I still take a grassroots approach to collaboration and coordination. This involves connecting with our city council people to see what they are feeling and what are areas they want support. Our councilmembers know these spaces and places better than I would. Likewise with the schools, it’s talking to not only the teachers in the schools, but also the administrators, the principals, even the counselors. We’re fortunate enough to have a a community engagement person in many of our schools here. They know the actual brick and mortar locations that they can help support us with. They know who those organizations or even businesses who are willing to support as well.

It’s really taking a continued grassroots effort mindset by talking to our city councilmembers, talking to the schools, principals, administration, and counselors, and community engagement people. They’re talking to the families and to the youth in these spaces and places. When we have an idea through their lens of how we can support each other’s work, that’s where we’re continuing to see where our impact needs to be and if we need to shift.

Katherine Plog Martinez:

Can you talk a little bit about how you’re using data, how you’re collecting data? What that looks like for Dallas City of Learning.

Sergio Garcia:

We have an extensive process that we go through for our data collection. We are fortunate to have a relationship with Southern Methodist University and their Center of Research and Evaluation. In the summer, we do a lot of survey work. We do a lot of observation work as well. Those surveys are multi-layered. We have surveys for youth, frontline staff, leadership, and caregivers. We’re trying to be as mindful with the questions that we ask.

We have a cohort every summer that we call the neighborhood resource initiative. And these organizations are about 30 or 40 organizations as I mentioned who are all over Dallas. They help us administer those surveys. We then synthesize all of that, all those three different types of surveys to share back out with them.

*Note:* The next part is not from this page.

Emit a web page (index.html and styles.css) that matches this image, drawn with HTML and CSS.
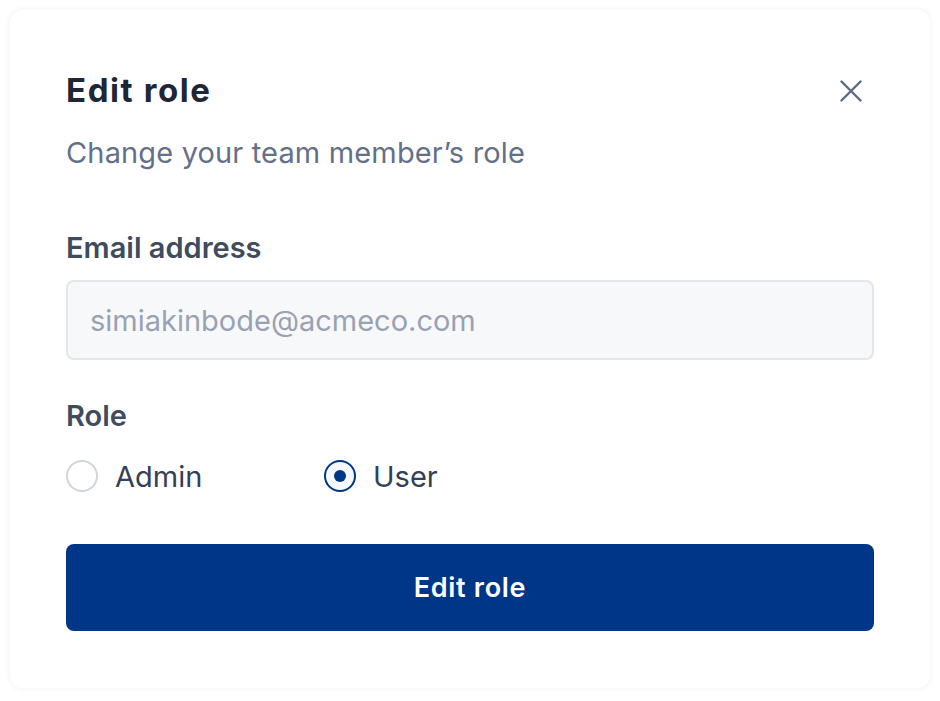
FILE: index.html
```html
<!DOCTYPE html>
<html>
<head>
<meta charset="utf-8">
<link rel="stylesheet" href="styles.css">
</head>
<body>
<div class="card">
  <div class="header">
    <h1 class="title">Edit role</h1>
    <button class="close" aria-label="Close">
      <svg width="22" height="22" viewBox="0 0 22 22" fill="none" stroke="#5b6b84" stroke-width="2.4" stroke-linecap="round"><path d="M1.5 1.5L20.5 20.5M20.5 1.5L1.5 20.5"/></svg>
    </button>
  </div>
  <p class="subtitle">Change your team member’s role</p>
  <label class="label">Email address</label>
  <div class="input">simiakinbode@acmeco.com</div>
  <div class="label role-label">Role</div>
  <div class="radios">
    <div class="radio"><span class="dot"></span><span>Admin</span></div>
    <div class="radio checked"><span class="dot"></span><span>User</span></div>
  </div>
  <button class="submit">Edit role</button>
</div>
</body>
</html>
```
FILE: styles.css
```css
* { box-sizing: border-box; }
html, body { margin: 0; background: #fff; }
body { padding: 10px; font-family: "Inter", "Lato", sans-serif; width: 940px; }
.card {
  width: 920px;
  height: 678px;
  border-radius: 12px;
  background: #fff;
  box-shadow: 0 0 6px rgba(16, 24, 40, 0.07);
  padding: 62px 56px 57px;
}
.header { display: flex; justify-content: space-between; align-items: center; height: 36px; }
.title { margin: 0; font-size: 33px; line-height: 36px; font-weight: 700; color: #1d2738; letter-spacing: 1.6px; }
.close { border: 0; background: none; padding: 0; width: 22px; height: 22px; margin-right: 12px; margin-top: 2px; display: flex; }
.subtitle { margin: 29px 0 0; font-size: 29px; line-height: 32px; color: #647089; letter-spacing: 0.15px; }
.label { display: block; margin-top: 63px; font-size: 29px; line-height: 32px; font-weight: 600; color: #404b5e; }
.input {
  margin-top: 16px; height: 80px; border: 2px solid #e3e6eb; border-radius: 8px;
  background: #f7f8fa; color: #98a2b3; font-size: 29px; padding: 0 22px;
  display: flex; align-items: center;
}
.role-label { margin-top: 40px; }
.radios { display: flex; margin-top: 24px; height: 40px; align-items: center; }
.radio { display: flex; align-items: center; gap: 17px; font-size: 29px; color: #344054; width: 258px; }
.dot { width: 32px; height: 32px; border-radius: 50%; border: 2px solid #d0d5dd; background: #fff; position: relative; flex: none; }
.checked .dot { border-color: #003687; background: #f5f8ff; }
.checked .dot::after { content: ""; position: absolute; left: 50%; top: 50%; width: 12px; height: 12px; margin: -6px 0 0 -6px; border-radius: 50%; background: #003687; }
.submit {
  margin-top: 48px; width: 100%; height: 87px; border: 0; border-radius: 8px;
  background: #003687; color: #fff; font-family: inherit; font-size: 27px; font-weight: 600; letter-spacing: 0.7px;
}
```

We do a big share out of their impact usually in January, so we stop our data collection sometime in August. We go through it all in the fall and winter, and then we do a preliminary share out in January on the impact that they’ve had in the summer. We’ve been doing that for the past seven years now. We’re really starting to see some longitudinal data impact that is happening specifically on academic achievement. We now understand that when a youth participates in one summer, it’s good. Two summers is better. And two summers and beyond, we’re seeing that summer learning has had an impact on academic achievement. We’re also starting to see how this is affecting the value and really elevating the value of our out-of-school time providers that they have just as much importance in a young person’s education and learning as they do in formal education in their schools.